→ Set problem: Output all the data exactly. Pictures do not belong in the copy.

→ Recorded information:
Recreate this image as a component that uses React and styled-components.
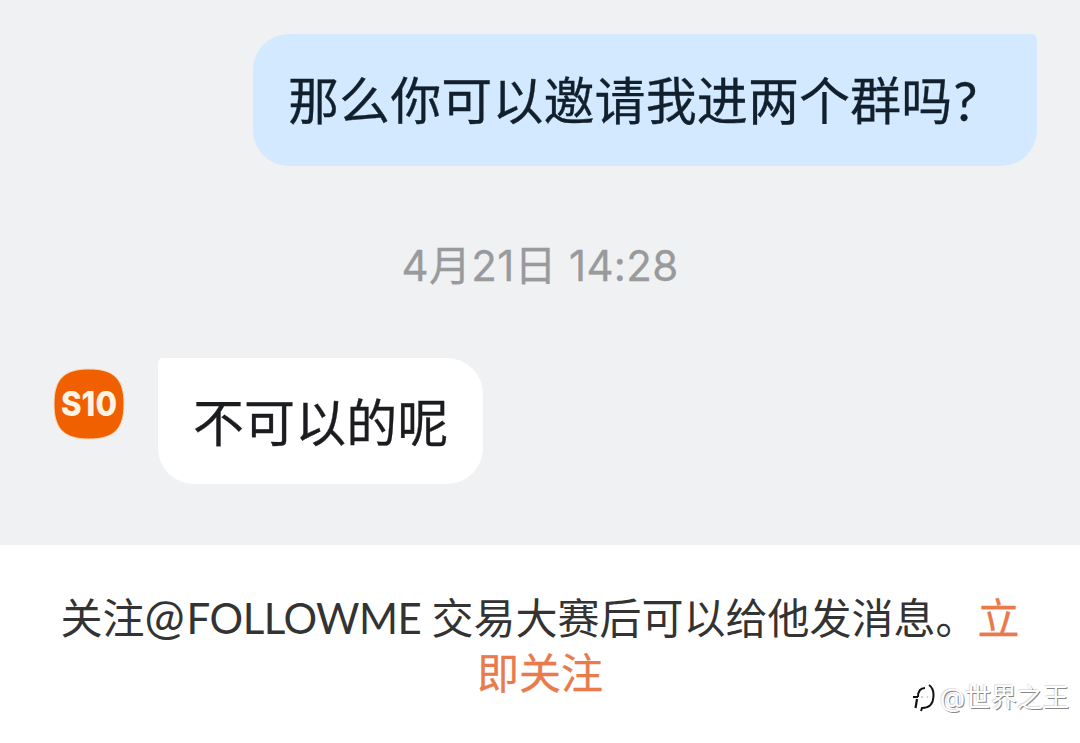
import React from 'react';
import styled, { createGlobalStyle } from 'styled-components';

const GlobalStyle = createGlobalStyle`
  * {
    box-sizing: border-box;
  }
  body {
    margin: 0;
    background-color: white;
    font-family: Inter, 'Noto Sans CJK SC', sans-serif;
  }
`;
const PageStyle = styled.div`
  display: flex;
  flex-direction: column;
  position: relative;
  width: 1080px;
  height: 743px;
  overflow: hidden;
`;
const ChatStyle = styled.div`
  display: flex;
  flex-direction: column;
  height: 545px;
  padding: 34px 43px 0 53px;
  background-color: #eff1f3;
`;
const BubbleStyle = styled.div`
  display: flex;
  align-items: center;
  width: ${(props) => (props.$mine ? '784px' : '325px')};
  height: ${(props) => (props.$mine ? '132px' : '126px')};
  padding: ${(props) => (props.$mine ? '1px' : '4px')} 0 0 35px;
  border-radius: ${(props) =>
    props.$mine ? '36px 6px 36px 36px' : '5px 36px 36px 36px'};
  background-color: ${(props) => (props.$mine ? '#d2e9ff' : 'white')};
  color: ${(props) => (props.$mine ? '#12202d' : '#1b1c1f')};
  font-family: Lato, 'Noto Sans CJK SC', sans-serif;
  font-size: 51px;
  line-height: 60px;
  letter-spacing: 0.1px;
  white-space: nowrap;
  -webkit-text-stroke: 0.3px currentColor;
`;
const QuestionStyle = styled.span`
  margin-left: 1px;
  font-size: 54px;
`;
const MineRowStyle = styled.div`
  display: flex;
  justify-content: flex-end;
`;
const OtherRowStyle = styled.div`
  display: flex;
  align-items: flex-start;
  gap: 33px;
`;
const TimeStyle = styled.div`
  height: 192px;
  padding: 70px 10px 0 0;
  color: #999a9b;
  font-size: 42px;
  line-height: 60px;
  letter-spacing: 0.3px;
  text-align: center;
  white-space: nowrap;
  -webkit-text-stroke: 0.3px currentColor;
`;
const AvatarStyle = styled.svg`
  flex: none;
  width: 72px;
  height: 72px;
  margin-top: 10px;
`;
const FollowStyle = styled.div`
  height: 198px;
  padding-top: 46px;
  color: #333333;
  font-size: 42px;
  line-height: 55px;
  text-align: center;
  white-space: nowrap;
`;
const AtStyle = styled.span`
  margin-right: 2px;
  font-family: Lato, sans-serif;
  font-size: 48px;
  line-height: 1;
`;
const NameStyle = styled.span`
  font-family: Lato, sans-serif;
  letter-spacing: -0.5px;
`;
const LinkStyle = styled.span`
  color: #e87a4c;
  -webkit-text-stroke: 0.3px currentColor;
`;
const MarkStyle = styled.div`
  display: flex;
  align-items: center;
  position: absolute;
  right: 11px;
  bottom: 27px;
  color: white;
  font-size: 26px;
  line-height: 36px;
  text-shadow: 1px 1px 0 #888888, -1px -1px 1px #dddddd;
`;
const MarkIconStyle = styled.svg`
  width: 28px;
  height: 32px;
`;

const App = () => {
  return (
    <>
      <GlobalStyle />
      <PageStyle>
        <ChatStyle>
          <MineRowStyle>
            <BubbleStyle $mine>
              那么你可以邀请我进两个群吗<QuestionStyle>?</QuestionStyle>
            </BubbleStyle>
          </MineRowStyle>
          <TimeStyle>4月21日 14:28</TimeStyle>
          <OtherRowStyle>
            <AvatarStyle viewBox="0 0 72 72">
              <path
                d="M36 1C61 1 71 11 71 36S61 71 36 71 1 61 1 36 11 1 36 1Z"
                fill="#f06000"
                stroke="#fbd9b8"
                strokeWidth="1"
              />
              <text
                x="8"
                y="48"
                fill="#fff3e4"
                fontFamily="Inter, sans-serif"
                fontSize="34"
                fontWeight="800"
                textLength="56"
                lengthAdjust="spacingAndGlyphs"
              >
                S10
              </text>
            </AvatarStyle>
            <BubbleStyle>不可以的呢</BubbleStyle>
          </OtherRowStyle>
        </ChatStyle>
        <FollowStyle>
          关注<AtStyle>@</AtStyle>
          <NameStyle>FOLLOWME </NameStyle>交易大赛后可以给他发消息。
          <LinkStyle>
            立<br />
            即关注
          </LinkStyle>
        </FollowStyle>
        <MarkStyle>
          <MarkIconStyle viewBox="0 0 28 32" fill="none" stroke="#111111">
            <path d="M13 6Q6 6 6 15M1 15H6" strokeWidth="2" />
            <path d="M5 17L3.5 26" strokeWidth="2.2" />
            <path d="M9 15H11M15 15H16" stroke="#999999" />
            <path
              d="M17 3Q21.5 6 21.5 13Q21.5 20 18 23.5Q15 26 10 26L9 29"
              strokeWidth="2"
            />
          </MarkIconStyle>
          @世界之王
        </MarkStyle>
      </PageStyle>
    </>
  );
};
export default App;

→ Correct response:
Recreate this image as a component that uses React and styled-components.
import React from 'react';
import styled, { createGlobalStyle } from 'styled-components';

const GlobalStyle = createGlobalStyle`
  * {
    box-sizing: border-box;
  }
  body {
    margin: 0;
    background-color: white;
    font-family: Inter, 'Noto Sans CJK SC', sans-serif;
  }
`;
const PageStyle = styled.div`
  display: flex;
  flex-direction: column;
  position: relative;
  width: 1080px;
  height: 743px;
  overflow: hidden;
`;
const ChatStyle = styled.div`
  display: flex;
  flex-direction: column;
  height: 545px;
  padding: 34px 43px 0 53px;
  background-color: #eff1f3;
`;
const BubbleStyle = styled.div`
  display: flex;
  align-items: center;
  width: ${(props) => (props.$mine ? '784px' : '325px')};
  height: ${(props) => (props.$mine ? '132px' : '126px')};
  padding: ${(props) => (props.$mine ? '1px' : '4px')} 0 0 35px;
  border-radius: ${(props) =>
    props.$mine ? '36px 6px 36px 36px' : '5px 36px 36px 36px'};
  background-color: ${(props) => (props.$mine ? '#d2e9ff' : 'white')};
  color: ${(props) => (props.$mine ? '#12202d' : '#1b1c1f')};
  font-family: Lato, 'Noto Sans CJK SC', sans-serif;
  font-size: 51px;
  line-height: 60px;
  letter-spacing: 0.1px;
  white-space: nowrap;
  -webkit-text-stroke: 0.3px currentColor;
`;
const QuestionStyle = styled.span`
  margin-left: 1px;
  font-size: 54px;
`;
const MineRowStyle = styled.div`
  display: flex;
  justify-content: flex-end;
`;
const OtherRowStyle = styled.div`
  display: flex;
  align-items: flex-start;
  gap: 33px;
`;
const TimeStyle = styled.div`
  height: 192px;
  padding: 70px 10px 0 0;
  color: #999a9b;
  font-size: 42px;
  line-height: 60px;
  letter-spacing: 0.3px;
  text-align: center;
  white-space: nowrap;
  -webkit-text-stroke: 0.3px currentColor;
`;
const AvatarStyle = styled.svg`
  flex: none;
  width: 72px;
  height: 72px;
  margin-top: 10px;
`;
const FollowStyle = styled.div`
  height: 198px;
  padding-top: 46px;
  color: #333333;
  font-size: 42px;
  line-height: 55px;
  text-align: center;
  white-space: nowrap;
`;
const AtStyle = styled.span`
  margin-right: 2px;
  font-family: Lato, sans-serif;
  font-size: 48px;
  line-height: 1;
`;
const NameStyle = styled.span`
  font-family: Lato, sans-serif;
  letter-spacing: -0.5px;
`;
const LinkStyle = styled.span`
  color: #e87a4c;
  -webkit-text-stroke: 0.3px currentColor;
`;
const MarkStyle = styled.div`
  display: flex;
  align-items: center;
  position: absolute;
  right: 11px;
  bottom: 27px;
  color: white;
  font-size: 26px;
  line-height: 36px;
  text-shadow: 1px 1px 0 #888888, -1px -1px 1px #dddddd;
`;
const MarkIconStyle = styled.svg`
  width: 28px;
  height: 32px;
`;

const App = () => {
  return (
    <>
      <GlobalStyle />
      <PageStyle>
        <ChatStyle>
          <MineRowStyle>
            <BubbleStyle $mine>
              那么你可以邀请我进两个群吗<QuestionStyle>?</QuestionStyle>
            </BubbleStyle>
          </MineRowStyle>
          <TimeStyle>4月21日 14:28</TimeStyle>
          <OtherRowStyle>
            <AvatarStyle viewBox="0 0 72 72">
              <path
                d="M36 1C61 1 71 11 71 36S61 71 36 71 1 61 1 36 11 1 36 1Z"
                fill="#f06000"
                stroke="#fbd9b8"
                strokeWidth="1"
              />
              <text
                x="8"
                y="48"
                fill="#fff3e4"
                fontFamily="Inter, sans-serif"
                fontSize="34"
                fontWeight="800"
                textLength="56"
                lengthAdjust="spacingAndGlyphs"
              >
                S10
              </text>
            </AvatarStyle>
            <BubbleStyle>不可以的呢</BubbleStyle>
          </OtherRowStyle>
        </ChatStyle>
        <FollowStyle>
          关注<AtStyle>@</AtStyle>
          <NameStyle>FOLLOWME </NameStyle>交易大赛后可以给他发消息。
          <LinkStyle>
            立<br />
            即关注
          </LinkStyle>
        </FollowStyle>
        <MarkStyle>
          <MarkIconStyle viewBox="0 0 28 32" fill="none" stroke="#111111">
            <path d="M13 6Q6 6 6 15M1 15H6" strokeWidth="2" />
            <path d="M5 17L3.5 26" strokeWidth="2.2" />
            <path d="M9 15H11M15 15H16" stroke="#999999" />
            <path
              d="M17 3Q21.5 6 21.5 13Q21.5 20 18 23.5Q15 26 10 26L9 29"
              strokeWidth="2"
            />
          </MarkIconStyle>
          @世界之王
        </MarkStyle>
      </PageStyle>
    </>
  );
};
export default App;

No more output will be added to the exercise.